Additionally, projects in New Orleans demonstrated to the Corps the increased capabilities and strengths of geosynthetics. “These high-strength geosynthetics weren’t around in the ’60s [when the original hurricane system was being constructed],” Baillie says. “They didn’t gain popularity until the ’70s or ’80s, and those were typically lightweight, nonwoven materials.
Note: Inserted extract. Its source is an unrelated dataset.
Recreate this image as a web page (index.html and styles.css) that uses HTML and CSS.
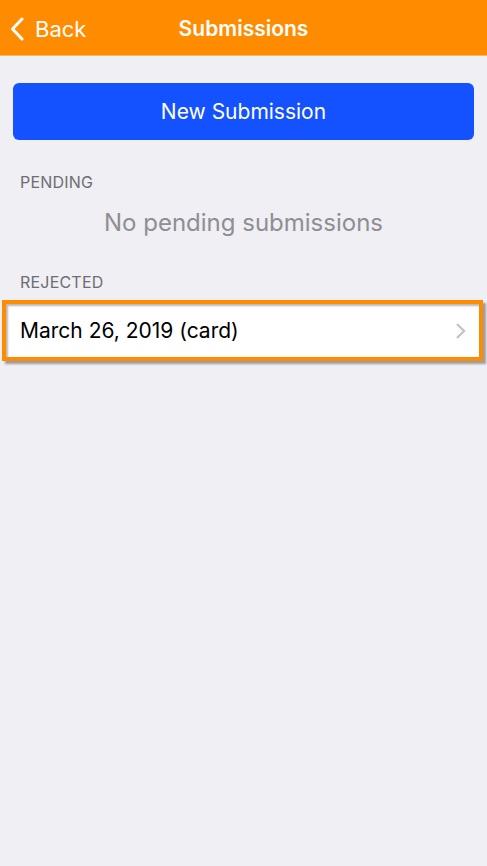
FILE: index.html
```html
<!DOCTYPE html>
<html>
<head>
<meta charset="utf-8">
<link rel="stylesheet" href="styles.css">
</head>
<body>
<div class="screen">
  <header class="navbar">
    <div class="back">
      <svg class="back-icon" width="14" height="24" viewBox="0 0 14 24"><path d="M12 2 L2.5 12 L12 22" fill="none" stroke="#fff" stroke-width="3" stroke-linecap="round" stroke-linejoin="round"/></svg>
      <span>Back</span>
    </div>
    <div class="title">Submissions</div>
  </header>
  <main class="content">
    <div class="btn-wrap"><button class="new-btn">New Submission</button></div>
    <div class="section-label">PENDING</div>
    <div class="empty">No pending submissions</div>
    <div class="section-label rejected">REJECTED</div>
    <div class="card">
      <span class="card-text">March 26, 2019 (card)</span>
      <svg class="chev" width="11" height="18" viewBox="0 0 11 18"><path d="M2 2 L9 9 L2 16" fill="none" stroke="#c4c4c9" stroke-width="2.4"/></svg>
    </div>
  </main>
</div>
</body>
</html>
```

FILE: styles.css
```css
html, body { margin: 0; padding: 0; }
body {
  width: 487px;
  height: 866px;
  background: #efeff4;
  font-family: "Inter", "Roboto", "Liberation Sans", sans-serif;
  overflow: hidden;
}
.screen { display: flex; flex-direction: column; height: 866px; }
.navbar {
  height: 56px;
  background: #ff8c00;
  border-bottom: 1px solid #f4b56a;
  box-sizing: border-box;
  display: flex;
  align-items: center;
  justify-content: center;
  position: relative;
  color: #fff;
}
.back {
  position: absolute;
  left: 10px;
  top: 16px;
  display: flex;
  align-items: center;
  gap: 11px;
  font-size: 22px;
}
.back-icon { display: block; }
.title { font-size: 21px; font-weight: 600; margin-top: 1px; }
.content { display: flex; flex-direction: column; }
.btn-wrap { padding: 27px 13px 0 13px; }
.new-btn {
  width: 100%;
  height: 57px;
  border: none;
  border-radius: 6px;
  background: #1452ff;
  color: #fff;
  font-family: inherit;
  font-size: 21px;
  padding: 0;
}
.section-label {
  margin: 32px 0 0 20px;
  font-size: 16px;
  color: #6d6d72;
  letter-spacing: 0.2px;
  line-height: 20px;
}
.empty {
  text-align: center;
  font-size: 24px;
  color: #8e8e93;
  margin-top: 16px;
  line-height: 30px;
}
.section-label.rejected { margin-top: 34px; }
.card {
  margin: 8px 4px 0 2px;
  height: 61px;
  box-sizing: border-box;
  border: 4px solid #ff8c00;
  background: #fff;
  box-shadow: 3px 3px 2px rgba(90, 90, 90, 0.55), inset 2px 2px 2px rgba(100,100,100,0.45);
  display: flex;
  align-items: center;
  justify-content: space-between;
  padding: 0 13px 0 14px;
}
.card-text { font-size: 21px; color: #000; }
.chev { display: block; }
```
And today, due to research and development, there is more design guidance available to engineers who want to include these materials.”
USACE’s Varuso agrees that yesterday’s material could not deliver the 2,000 pounds-per-inch strength that was achieved at LPV 109. “Manufacturing of these products is becoming state-of-the-art, and they are advancing the technology almost on a monthly basis,” he says. “Geos are becoming more popular and better understood in the geotech community.”
Further, at about $3,700 per linear foot, the cost of delivering LPV 109 with fabrics and wick drains was considerably less than other processes used to build huge levees in New Orleans fast, such as deep soil mixing ($12,000) and concrete T-walls ($10,000–$15,000), Volk says.
Geosynthetics are being considered as the Corps explores options to raise a 32-mile stretch of non-federal levees in New Orleans’ Plaquemines Parish, and other Corps districts from across the country have visited New Orleans to see the materials and methods deployed there during the past five years, Baumy says. “We’ve learned a lot over the years. Designs and specifications have improved. Using materials like [geosynthetics] is becoming common knowledge.”
Applying that knowledge moving forward will help the Corps and the geosynthetics industry reduce risk for the people of New Orleans and elsewhere around the world.